Le rapport de la mission d'information et d'évaluation sur les coûts, pour la Région Rhône-Alpes, des décisions prises par l'Etat depuis 2005 a été vivement débattu, mercredi 14 décembre, au conseil régional. Récit.
C'est l'Union de la droite et du centre (UDC) qui en avait demandé la création en décembre 2010. Didier Jouve, conseiller régional Europe Ecologie-les Vert en a présenté les conclusions, mercredi 14 décembre devant le conseil régional réuni en assemblée. Le rapport de la mission d'information et d'évaluation sur les coûts des décisions prises par l'Etat pour la région depuis 2005 a conclu à un déficit de 321 millions d'euros pour celle-ci, entre 2005 et 2010, dont 107 millions d'euros de pertes de recettes, 23 millions d'euros de charges supplémentaires n'ouvrant pas droit à compensation et 192 millions d'euros de déficit de compensation dans le cadre du transfert de compétences. Soustraite à cette somme, la part modulable de TIPP (taxe intérieure sur les produits pétroliers), 249 millions d'euros encaissés par la Région sur la même période, le déficit net de la Région s'établissant donc à 72 millions d'euros net entre 2005 et 2010.
Les TOS et "les largesses" de Queyranne
Pour expliquer ce manque à gagner, Didier Jouve a cité notamment la suppression de la taxe professionnelle dont une part était perçue par la Région jusqu'à l'année dernière, et le transfert des personnels TOS (Techniciens Ouvriers et de Service) des établissements locaux d'enseignement de l'Etat vers la Région depuis 2005 (+38 millions d'euros sur la période). "Vous avez fait passer le taux d'encadrement de 1 gestionnaire pour 67 TOS en 2007 à 1 gestionnaire pour 49 TOS en 2011, ce qui a entraîné 5,52 millions d'euros de surcoûts sur la période. Sans compter les frais indirects (téléphonie, reprographie, etc) que vous avez estimés à 20 000 euros par an et par agent, contre 1700 euros pour l'Etat. Il y a quand même un sacré décalage !", a reproché Thierry Kovacs, conseiller UDC (Union de la droite et du centre) à l'exécutif. Idem pour "la gratuité des frais pédagogique pour les formations sanitaires et sociale (2,7 millions d'euros sur la période). C'est votre Région qui l'a décidée. D'autres ne l'ont pas fait".

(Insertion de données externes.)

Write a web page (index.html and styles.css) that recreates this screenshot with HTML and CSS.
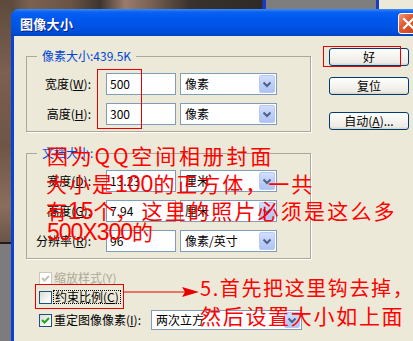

Didier Jouve a poursuivi sa démonstration en expliquant que les principes de compensation des transferts de compétences, au sens de la loi, impliquait une compensation "intégrale et concomitante, c'est à dire fixée au plus vite, dès que les données sont disponibles" et garantie, "c'est à dire majorée si les dépenses sont supérieures à ce qui était prévu". Le respect de l'autonomie des régions devant être respectée selon la loi, en leur permettant de maîtriser leurs recettes et d'en tirer une partie importante de leurs ressources propres. Eric Piolle a regretté à ce titre, au nom d'Europe Ecologie-les Verts, que "l'autonomie de la région soit tombée à 14% entre 2005 et 2010. Les Régions françaises restent des nains, a-t-il conclu, au regard du fait régional dans le reste de l'Europe".

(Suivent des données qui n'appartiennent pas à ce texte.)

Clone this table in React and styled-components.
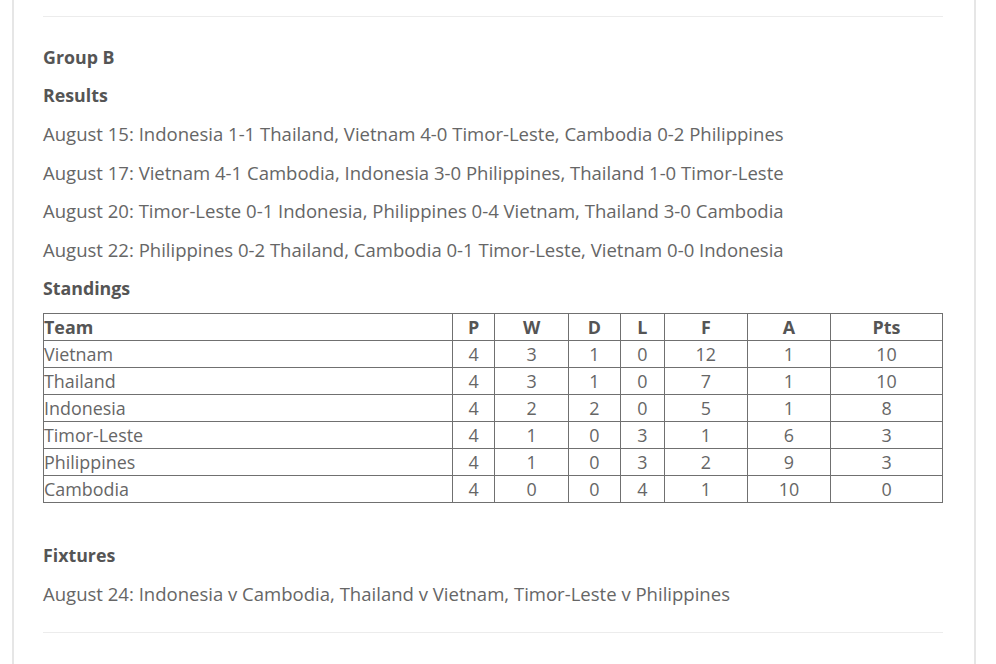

La TIPP modulable à la rescousse
Un débat sur le montant net du déficit engendré entre 2005 et 2010 par les décisions de l'Etat a agité l'assemblée régionale mercredi soir. Traditionnel objet de discorde entre la majorité et l'opposition, dénoncé par le Front national. Fallait-il lui soustraire les 249 millions d'euros de TIPP modulable enregistrés sur la période ? Oui, selon l'opposition, cet impôt était prévu pour cela. Non, selon l'exécutif, la TIPP n'ayant pas été créée pour compenser le transfert de compétences. "C'est donc bien 321 millions d'euros que l'Etat doit à la Région", a conclu Aurélien Ferlay du groupe PSEA. "Même Jean-François Copé l'a reconnu devant l'assemblée nationale", a-t-il martelé.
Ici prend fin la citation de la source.